Koleksi itu dikumpulkan pada masa ketika identitas budaya masyarakat adat Kanada ditekan melalui undang-undang yang melarang praktik tradisional dan mewajibkan kehadiran di sekolah pemukiman gereja yang bertujuan “membunuh identitas Indian pada diri anak.”
Dalam konteks itu, sulit untuk memastikan bahwa benda-benda tersebut benar-benar diberikan secara sukarela. “Sangat diragukan bahwa ini adalah bentuk pemberian yang bermakna,” ujar Cody Groat, Asisten Profesor Sejarah dan Studi Adat di Western University Kanada, melalui email kepada CNN.
Seruan untuk mengembalikan artefak semakin kuat pada 2022, ketika delegasi First Nations, Inuit, dan Métis melakukan perjalanan ke Roma untuk membahas pelanggaran sejarah di sekolah pemukiman bersama Paus Fransiskus.

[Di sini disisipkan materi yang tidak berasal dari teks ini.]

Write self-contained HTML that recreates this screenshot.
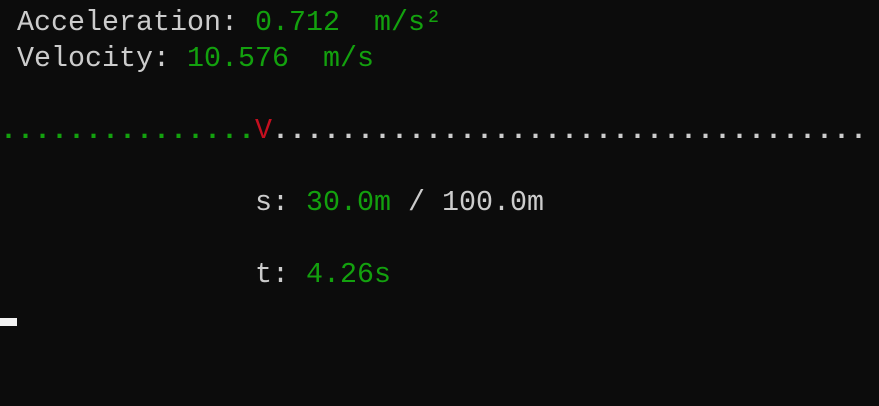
<!DOCTYPE html>
<html><head><style>
html,body{margin:0;padding:0;background:#0c0c0c;width:879px;height:406px;overflow:hidden}
pre{margin:0;position:absolute;left:0;top:5px;font-family:"Liberation Mono",monospace;font-size:28.33px;line-height:36px;color:#cccccc;white-space:pre}
.g{color:#13a10e}.r{color:#c50f1f}.d{font-weight:bold}
.cur{position:absolute;left:0;top:318px;width:17px;height:8px;background:#f2f2f2}
</style></head><body>
<pre> Acceleration: <span class="g">0.712  m/s²</span>
 Velocity: <span class="g">10.576  m/s</span>

<span class="g d">...............</span><span class="r">V</span><span class="d">...................................</span>

               s: <span class="g">30.0m</span> / 100.0m

               t: <span class="g">4.26s</span>
</pre>
<div class="cur"></div>
</body></html>
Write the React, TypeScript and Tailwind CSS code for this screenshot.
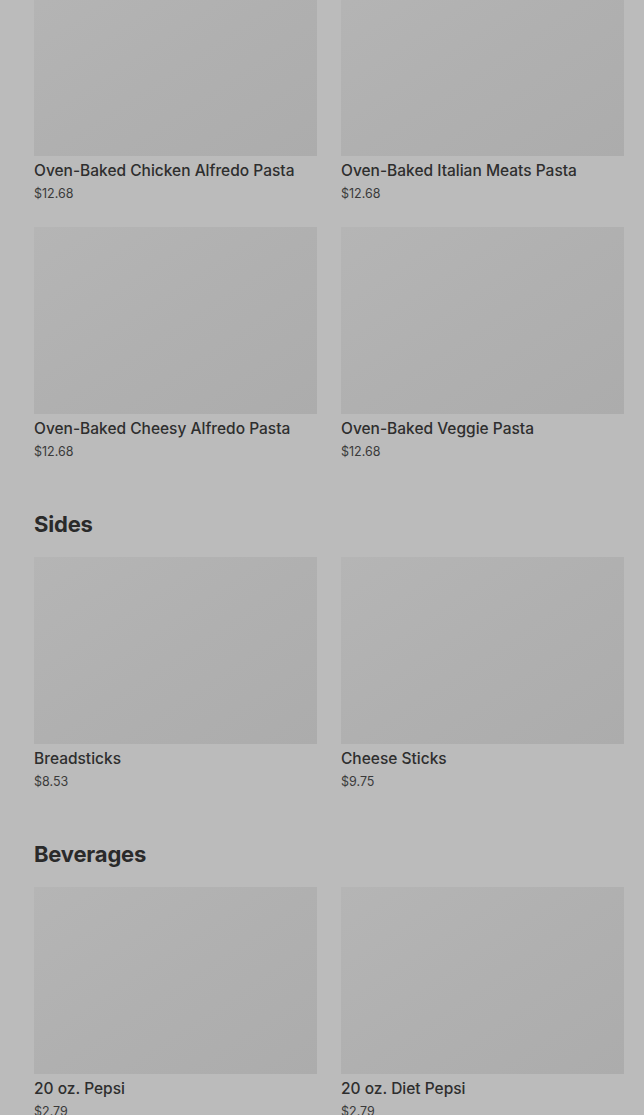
const sections = [
  {
    title: null as string | null,
    items: [
      { name: "Oven-Baked Chicken Alfredo Pasta", price: "$12.68" },
      { name: "Oven-Baked Italian Meats Pasta", price: "$12.68" },
      { name: "Oven-Baked Cheesy Alfredo Pasta", price: "$12.68" },
      { name: "Oven-Baked Veggie Pasta", price: "$12.68" },
    ],
  },
  {
    title: "Sides",
    items: [
      { name: "Breadsticks", price: "$8.53" },
      { name: "Cheese Sticks", price: "$9.75" },
    ],
  },
  {
    title: "Beverages",
    items: [
      { name: "20 oz. Pepsi", price: "$2.79" },
      { name: "20 oz. Diet Pepsi", price: "$2.79" },
    ],
  },
];

const MenuCard = ({ name, price }: { name: string; price: string }) => (
  <div className="flex flex-col">
    <div className="h-[187px] w-full bg-gradient-to-br from-[#b5b5b5] via-[#b0b0b0] to-[#acacac]"></div>
    <div className="mt-[5px] text-[15.5px] leading-5 font-medium text-[#2e2e2e]">{name}</div>
    <div className="mt-[3px] text-[12.5px] leading-[19px] text-[#3a3a3a]">{price}</div>
  </div>
);

export default function App() {
  return (
    <div
      className="h-[1115px] overflow-hidden bg-[#bbbbbb]"
      style={{ fontFamily: "Inter, 'Noto Sans', sans-serif" }}
    >
      <div className="-mt-[31px] pl-[34px] pr-[20px] flex flex-col gap-[49px]">
        {sections.map((section, i) => (
          <section key={i} className="flex flex-col">
            {section.title && (
              <h2 className="text-[22px] leading-7 font-bold text-[#2a2a2a] tracking-[-0.2px] mb-[19px]">
                {section.title}
              </h2>
            )}
            <div className="grid grid-cols-2 gap-x-6 gap-y-[24px]">
              {section.items.map((item) => (
                <MenuCard key={item.name} name={item.name} price={item.price} />
              ))}
            </div>
          </section>
        ))}
      </div>
    </div>
  );
}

Kunjungan tersebut disusul oleh “ziarah penitensial” ke Kanada, di mana Fransiskus meminta maaf atas “kejahatan yang dilakukan banyak umat Kristiani terhadap masyarakat adat.” Mendiang Paus berjanji mengembalikan artefak itu, namun keputusan final berada di tangan penggantinya, Paus Leo.
Proses Pemulangan
Vatikan dan Konferensi Waligereja Kanada mengumumkan bulan lalu bahwa artefak tersebut, beserta dokumentasinya, akan “dihadiahkan kembali” oleh Paus Leo ke komunitas adat, menyebutnya sebagai penyelesaian perjalanan yang dimulai Paus Fransiskus.
Groat menyambut langkah awal Paus Leo itu sebagai “tindakan bermakna yang menjanjikan bagi pembaruan hubungan antara Gereja Katolik dan masyarakat adat, baik di Kanada maupun dunia.”
Artefak-artefak itu akan diperiksa terlebih dahulu di Canadian Museum of History di Gatineau, Quebec, sebelum pemimpin adat menentukan tempat penyimpanan baru.
“Kami menantikan proses membuka kotak artefak dalam beberapa hari mendatang agar para pemimpin dan ahli Inuit dapat mengetahui asal-usul benda tersebut di masing-masing komunitas dan berbagi pengetahuan itu tidak hanya dengan Inuit Kanada tetapi juga seluruh negeri,” ujar Presiden Inuit Tapiriit Kanatami, Natan Obed, dalam konferensi pers.
Menurut Groat, pengembalian artefak memiliki makna mendalam bagi masyarakat adat yang melihat benda-benda tersebut sebagai “leluhur budaya dengan kehidupan dan keberadaan tersendiri.”
“Leluhur budaya ini kini dapat kembali ke komunitas kami dan membantu menjaga keberlanjutan serta revitalisasi praktik budaya kami.”